DATA SHOWN
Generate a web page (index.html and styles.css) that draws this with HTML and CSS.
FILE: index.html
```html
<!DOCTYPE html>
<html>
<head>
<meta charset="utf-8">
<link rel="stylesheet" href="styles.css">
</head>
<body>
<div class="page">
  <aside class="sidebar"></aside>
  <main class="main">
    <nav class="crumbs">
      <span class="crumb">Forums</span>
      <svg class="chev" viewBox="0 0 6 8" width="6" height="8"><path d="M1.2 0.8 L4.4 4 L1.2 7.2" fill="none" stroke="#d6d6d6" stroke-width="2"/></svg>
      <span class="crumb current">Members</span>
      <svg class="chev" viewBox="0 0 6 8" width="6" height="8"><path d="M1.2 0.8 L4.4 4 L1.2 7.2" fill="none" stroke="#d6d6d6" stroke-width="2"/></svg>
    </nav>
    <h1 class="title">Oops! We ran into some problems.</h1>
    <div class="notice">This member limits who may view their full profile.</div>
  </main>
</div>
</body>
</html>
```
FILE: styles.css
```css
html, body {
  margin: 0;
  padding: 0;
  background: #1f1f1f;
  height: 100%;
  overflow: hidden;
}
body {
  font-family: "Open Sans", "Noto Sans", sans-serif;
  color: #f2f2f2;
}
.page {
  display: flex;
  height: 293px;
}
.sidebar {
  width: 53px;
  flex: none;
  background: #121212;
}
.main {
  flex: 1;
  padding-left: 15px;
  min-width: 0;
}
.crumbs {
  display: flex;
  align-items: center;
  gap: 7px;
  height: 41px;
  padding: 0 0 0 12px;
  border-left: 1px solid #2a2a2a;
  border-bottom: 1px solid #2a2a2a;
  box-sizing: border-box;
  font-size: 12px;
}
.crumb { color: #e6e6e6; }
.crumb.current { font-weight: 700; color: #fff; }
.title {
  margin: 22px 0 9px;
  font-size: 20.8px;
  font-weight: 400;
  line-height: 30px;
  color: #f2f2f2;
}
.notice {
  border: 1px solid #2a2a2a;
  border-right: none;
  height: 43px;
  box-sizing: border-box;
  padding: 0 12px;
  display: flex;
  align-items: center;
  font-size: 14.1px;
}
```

PROBLEM
Locate all lines holding the word "index", then copy them out.

EXERCISE ANSWER
Generate a web page (index.html and styles.css) that draws this with HTML and CSS.
FILE: index.html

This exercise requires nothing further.